• [What to produce]:
Leave out the pictures and reproduce all of the data exactly.

===== Material provided

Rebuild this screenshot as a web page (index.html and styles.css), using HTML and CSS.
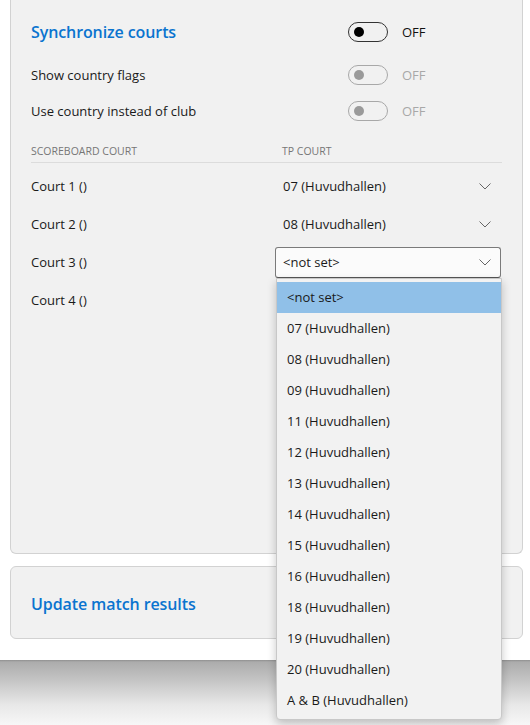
FILE: index.html
```html
<!DOCTYPE html>
<html>
<head>
<meta charset="utf-8">
<link rel="stylesheet" href="styles.css">
</head>
<body>
<div class="window">
  <section class="card card-sync">
    <div class="row title-row">
      <h2 class="title">Synchronize courts</h2>
      <span class="toggle"><span class="knob"></span></span>
      <span class="state">OFF</span>
    </div>
    <div class="row opt-row">
      <span class="label">Show country flags</span>
      <span class="toggle disabled"><span class="knob"></span></span>
      <span class="state disabled">OFF</span>
    </div>
    <div class="row opt-row">
      <span class="label">Use country instead of club</span>
      <span class="toggle disabled"><span class="knob"></span></span>
      <span class="state disabled">OFF</span>
    </div>
    <div class="col-head">
      <span class="col-a">SCOREBOARD COURT</span>
      <span class="col-b">TP COURT</span>
    </div>
    <div class="court-row">
      <span class="court">Court 1 ()</span>
      <span class="combo"><span class="combo-text">07 (Huvudhallen)</span><svg class="chev" width="12" height="7" viewBox="0 0 12 7"><path d="M0.5 0.5 L6 6 L11.5 0.5" fill="none" stroke="#666" stroke-width="1"/></svg></span>
    </div>
    <div class="court-row">
      <span class="court">Court 2 ()</span>
      <span class="combo"><span class="combo-text">08 (Huvudhallen)</span><svg class="chev" width="12" height="7" viewBox="0 0 12 7"><path d="M0.5 0.5 L6 6 L11.5 0.5" fill="none" stroke="#666" stroke-width="1"/></svg></span>
    </div>
    <div class="court-row">
      <span class="court">Court 3 ()</span>
      <span class="combo open"><span class="combo-text">&lt;not set&gt;</span><svg class="chev" width="12" height="7" viewBox="0 0 12 7"><path d="M0.5 0.5 L6 6 L11.5 0.5" fill="none" stroke="#666" stroke-width="1"/></svg></span>
    </div>
    <div class="court-row">
      <span class="court">Court 4 ()</span>
    </div>
  </section>
  <section class="card card-update">
    <h2 class="title">Update match results</h2>
  </section>
</div>
<div class="shade"></div>

<ul class="dropdown">
  <li class="item selected">&lt;not set&gt;</li>
  <li class="item">07 (Huvudhallen)</li>
  <li class="item">08 (Huvudhallen)</li>
  <li class="item">09 (Huvudhallen)</li>
  <li class="item">11 (Huvudhallen)</li>
  <li class="item">12 (Huvudhallen)</li>
  <li class="item">13 (Huvudhallen)</li>
  <li class="item">14 (Huvudhallen)</li>
  <li class="item">15 (Huvudhallen)</li>
  <li class="item">16 (Huvudhallen)</li>
  <li class="item">18 (Huvudhallen)</li>
  <li class="item">19 (Huvudhallen)</li>
  <li class="item">20 (Huvudhallen)</li>
  <li class="item">A &amp; B (Huvudhallen)</li>
</ul>
</body>
</html>
```
FILE: styles.css
```css
* { box-sizing: border-box; }
html, body {
  margin: 0;
  padding: 0;
  background: #ffffff;
  font-family: "Open Sans", "Noto Sans", "Liberation Sans", sans-serif;
  font-size: 13px;
  color: #1a1a1a;
  overflow: hidden;
}
.window {
  height: 660px;
  background: #ffffff;
  padding: 0 8px 0 10px;
}
.card {
  width: 513px;
  background: #f1f1f1;
  border: 1px solid #d2d2d2;
  border-radius: 6px;
  padding-left: 20px;
}
.card-sync {
  height: 554px;
  border-top: none;
  border-radius: 0 0 6px 6px;
  padding-top: 12px;
}
.card-update {
  margin-top: 12px;
  height: 73px;
  display: flex;
  align-items: center;
  padding-top: 2px;
}
.title {
  margin: 0;
  font-size: 16px;
  font-weight: 600;
  color: #0a74cf;
  letter-spacing: -0.1px;
}
.row {
  display: flex;
  align-items: center;
}
.title-row { height: 40px; margin-bottom: 5px; }
.opt-row { height: 36px; }
.row .title, .row .label { width: 317px; }
.label { color: #1a1a1a; }
.toggle {
  width: 40px;
  height: 20px;
  border: 1px solid #333;
  border-radius: 10px;
  display: flex;
  align-items: center;
  padding-left: 5px;
}
.knob {
  width: 10px;
  height: 10px;
  border-radius: 50%;
  background: #000;
}
.toggle.disabled { border-color: #a8a8a8; }
.toggle.disabled .knob { background: #9a9a9a; }
.state {
  margin-left: 14px;
  color: #111;
}
.state.disabled { color: #a8a8a8; }
.col-head {
  display: flex;
  height: 34px;
  align-items: flex-end;
  padding-bottom: 4px;
  border-bottom: 1px solid #dcdcdc;
  width: 471px;
  font-size: 10.5px;
  color: #767676;
  margin-bottom: 4px;
}
.col-a { width: 251px; }
.court-row {
  height: 38px;
  display: flex;
  align-items: center;
}
.court { width: 244px; }
.combo {
  width: 226px;
  height: 31px;
  display: flex;
  align-items: center;
  justify-content: space-between;
  padding: 0 9px 0 7px;
  border: 1px solid transparent;
  border-radius: 3px;
}
.combo.open {
  background: #fbfbfb;
  border-color: #7a7a7a;
  border-bottom-color: #555;
}
.chev { display: block; }
.shade {
  height: 65px;
  background: linear-gradient(#8f8f8f 0px, #acacac 2px, #c4c4c4 20px, #e8e8e8 45px, #f7f7f7 65px);
}
.dropdown {
  position: absolute;
  left: 276px;
  top: 278px;
  width: 226px;
  height: 442px;
  margin: 0;
  padding: 3px 0 0 0;
  list-style: none;
  background: #f2f2f2;
  border: 1px solid #c8c8c8;
  border-radius: 0 0 4px 4px;
  box-shadow: 0 4px 10px rgba(0,0,0,0.22);
}
.item {
  height: 31px;
  line-height: 31px;
  padding-left: 10px;
  color: #1a1a1a;
}
.item.selected {
  background: #90c0e8;
}
```
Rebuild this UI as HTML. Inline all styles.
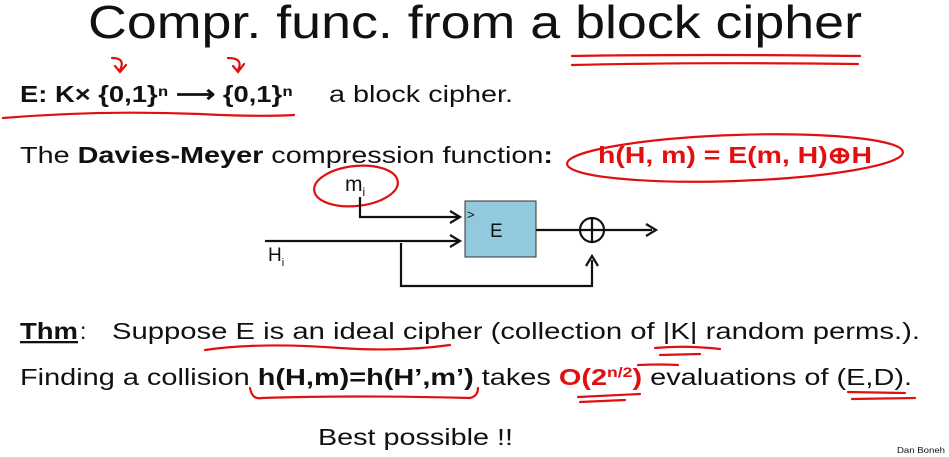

==========

• [Output of the exercise]:
Rebuild this screenshot as a web page (index.html and styles.css), using HTML and CSS.
FILE: index.html
```html
<!DOCTYPE html>
<html>
<head>
<meta charset="utf-8">
<link rel="stylesheet" href="styles.css">
</head>
<body>
<div class="window">
  <section class="card card-sync">
    <div class="row title-row">
      <h2 class="title">Synchronize courts</h2>
      <span class="toggle"><span class="knob"></span></span>
      <span class="state">OFF</span>
    </div>
    <div class="row opt-row">
      <span class="label">Show country flags</span>
      <span class="toggle disabled"><span class="knob"></span></span>
      <span class="state disabled">OFF</span>
    </div>
    <div class="row opt-row">
      <span class="label">Use country instead of club</span>
      <span class="toggle disabled"><span class="knob"></span></span>
      <span class="state disabled">OFF</span>
    </div>
    <div class="col-head">
      <span class="col-a">SCOREBOARD COURT</span>
      <span class="col-b">TP COURT</span>
    </div>
    <div class="court-row">
      <span class="court">Court 1 ()</span>
      <span class="combo"><span class="combo-text">07 (Huvudhallen)</span><svg class="chev" width="12" height="7" viewBox="0 0 12 7"><path d="M0.5 0.5 L6 6 L11.5 0.5" fill="none" stroke="#666" stroke-width="1"/></svg></span>
    </div>
    <div class="court-row">
      <span class="court">Court 2 ()</span>
      <span class="combo"><span class="combo-text">08 (Huvudhallen)</span><svg class="chev" width="12" height="7" viewBox="0 0 12 7"><path d="M0.5 0.5 L6 6 L11.5 0.5" fill="none" stroke="#666" stroke-width="1"/></svg></span>
    </div>
    <div class="court-row">
      <span class="court">Court 3 ()</span>
      <span class="combo open"><span class="combo-text">&lt;not set&gt;</span><svg class="chev" width="12" height="7" viewBox="0 0 12 7"><path d="M0.5 0.5 L6 6 L11.5 0.5" fill="none" stroke="#666" stroke-width="1"/></svg></span>
    </div>
    <div class="court-row">
      <span class="court">Court 4 ()</span>
    </div>
  </section>
  <section class="card card-update">
    <h2 class="title">Update match results</h2>
  </section>
</div>
<div class="shade"></div>

<ul class="dropdown">
  <li class="item selected">&lt;not set&gt;</li>
  <li class="item">07 (Huvudhallen)</li>
  <li class="item">08 (Huvudhallen)</li>
  <li class="item">09 (Huvudhallen)</li>
  <li class="item">11 (Huvudhallen)</li>
  <li class="item">12 (Huvudhallen)</li>
  <li class="item">13 (Huvudhallen)</li>
  <li class="item">14 (Huvudhallen)</li>
  <li class="item">15 (Huvudhallen)</li>
  <li class="item">16 (Huvudhallen)</li>
  <li class="item">18 (Huvudhallen)</li>
  <li class="item">19 (Huvudhallen)</li>
  <li class="item">20 (Huvudhallen)</li>
  <li class="item">A &amp; B (Huvudhallen)</li>
</ul>
</body>
</html>
```
FILE: styles.css
```css
* { box-sizing: border-box; }
html, body {
  margin: 0;
  padding: 0;
  background: #ffffff;
  font-family: "Open Sans", "Noto Sans", "Liberation Sans", sans-serif;
  font-size: 13px;
  color: #1a1a1a;
  overflow: hidden;
}
.window {
  height: 660px;
  background: #ffffff;
  padding: 0 8px 0 10px;
}
.card {
  width: 513px;
  background: #f1f1f1;
  border: 1px solid #d2d2d2;
  border-radius: 6px;
  padding-left: 20px;
}
.card-sync {
  height: 554px;
  border-top: none;
  border-radius: 0 0 6px 6px;
  padding-top: 12px;
}
.card-update {
  margin-top: 12px;
  height: 73px;
  display: flex;
  align-items: center;
  padding-top: 2px;
}
.title {
  margin: 0;
  font-size: 16px;
  font-weight: 600;
  color: #0a74cf;
  letter-spacing: -0.1px;
}
.row {
  display: flex;
  align-items: center;
}
.title-row { height: 40px; margin-bottom: 5px; }
.opt-row { height: 36px; }
.row .title, .row .label { width: 317px; }
.label { color: #1a1a1a; }
.toggle {
  width: 40px;
  height: 20px;
  border: 1px solid #333;
  border-radius: 10px;
  display: flex;
  align-items: center;
  padding-left: 5px;
}
.knob {
  width: 10px;
  height: 10px;
  border-radius: 50%;
  background: #000;
}
.toggle.disabled { border-color: #a8a8a8; }
.toggle.disabled .knob { background: #9a9a9a; }
.state {
  margin-left: 14px;
  color: #111;
}
.state.disabled { color: #a8a8a8; }
.col-head {
  display: flex;
  height: 34px;
  align-items: flex-end;
  padding-bottom: 4px;
  border-bottom: 1px solid #dcdcdc;
  width: 471px;
  font-size: 10.5px;
  color: #767676;
  margin-bottom: 4px;
}
.col-a { width: 251px; }
.court-row {
  height: 38px;
  display: flex;
  align-items: center;
}
.court { width: 244px; }
.combo {
  width: 226px;
  height: 31px;
  display: flex;
  align-items: center;
  justify-content: space-between;
  padding: 0 9px 0 7px;
  border: 1px solid transparent;
  border-radius: 3px;
}
.combo.open {
  background: #fbfbfb;
  border-color: #7a7a7a;
  border-bottom-color: #555;
}
.chev { display: block; }
.shade {
  height: 65px;
  background: linear-gradient(#8f8f8f 0px, #acacac 2px, #c4c4c4 20px, #e8e8e8 45px, #f7f7f7 65px);
}
.dropdown {
  position: absolute;
  left: 276px;
  top: 278px;
  width: 226px;
  height: 442px;
  margin: 0;
  padding: 3px 0 0 0;
  list-style: none;
  background: #f2f2f2;
  border: 1px solid #c8c8c8;
  border-radius: 0 0 4px 4px;
  box-shadow: 0 4px 10px rgba(0,0,0,0.22);
}
.item {
  height: 31px;
  line-height: 31px;
  padding-left: 10px;
  color: #1a1a1a;
}
.item.selected {
  background: #90c0e8;
}
```
Rebuild this UI as HTML. Inline all styles.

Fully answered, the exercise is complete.